For Omer Avital, jazz is a language of reconciliation which has allowed him, through a strange balance of demands and tolerance, to reconnect with his roots without falling into the anonymity of folklore, to take on the culture of his homeland without being forced to limit himself to it. Demands, because he knows, having learned his trade live on the stages of clubs rather than in conservatoires, that jazz does not let itself be carelessly fused with just any other style. Tolerance, because he knows that jazz is a language which allows all hybridizations so long as certain essential elements are preserved, and one into which music can be introduced that on the face of it has nothing to do with its tradition. As a true citizen of the global village, in New Song Omer Avital makes his homeland, and the contradictions within it, resonate with just one voice – his own – a voice which no-one could mistake for any other. His songs, new or old, speak to us as much of himself as of the world in which we live. And that is not the least of their virtues.

Omer Avital, bass
Avishai Cohen, trumpet
Joel Frahm, tenor saxophone
Yonathan Avishai, piano
Daniel Freedman, drums
Mehdi Chaib, lead voice (on “Tsafdina” and Karkabas on “Maroc”)

Produced by Sébastien Vidal


Omer Avital
hailed by the LA Times as “a pioneer in combining jazz with myriad world music elements,” is a composer, a virtuosic bassist, an oud player and an active force on the world music scene for well over a decade. The New York Times wrote: “Mr. Avital and his group are producing some of the most original music being heard in New York.”

Born and raised in Israel to parents of Yemenite and Moroccan descent, Avital was surrounded from early age by the diverse musical and cultural landscape of his native land; Israeli folk songs (a mix of Arabic melodies with European harmonies), Yemenite Jewish liturgical music – an ancient and beautiful tradition of poetry, melody, rhythm and dance-, Arabic and Mediterranean popular music from Egypt, Lebanon, Turkey, Greece, north Africa etc… the various Jewish traditions of songs and prayers (Ashkenazi and Sephardic), European Art music, Western popular music and American Jazz and Blues.
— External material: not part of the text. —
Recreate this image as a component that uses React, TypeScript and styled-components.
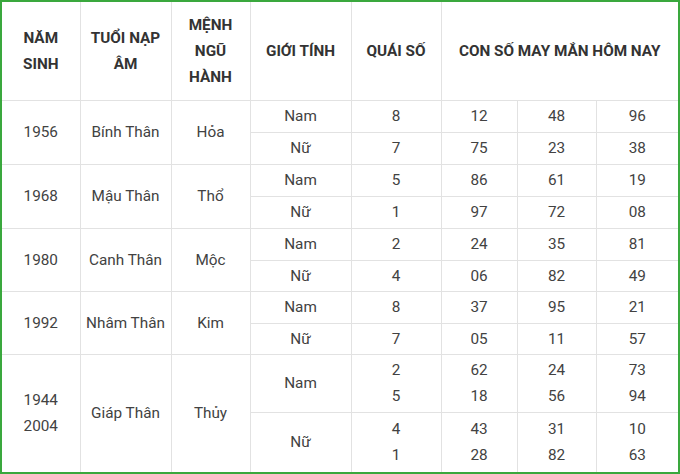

In 1992, Avital moved to New York and became an internationally recognized bass player and bandleader. Signed by Impulse (Universal Music) at age 26 to produce his first album, Avital recorded and toured with Wynton Marsalis, Kenny Garrett, Brian Blade, Joshua Redman, Brad Mehldau, Roy Haynes and many others. During this time, Avital became increasingly interested in his own Arabic heritage and that of Sephardic Jews, especially ancient Andalusian music. In 2002, Avital moved back to Israel for 3 years to study classical composition, Arabic musical theory, Oud (Arabic Lute) and traditional Israeli music. Since returning to New York in 2005, Avital has been creating works for and working with the core group of musicians of his Ensemble. Recent projects include the Debka Fantasia Cycle; arrangements of traditional Israeli songs re-imagined (and in many cases, returned to the original) Arab roots, Songs of Devotion (Piyutim), which incorporate traditional Jewish prayer melodies into chamber compositions, a Concerto for Bass and Orchestra and a Large Piece for his Ensemble-Song of a Land.

In 2008, Avital was awarded the Prime Minister’s Award, the most prestigious distinction for artists in Israel. His work seeks to create highly individual yet instantly recognizable sound, the essence of Israel with all its contradictions and beauty.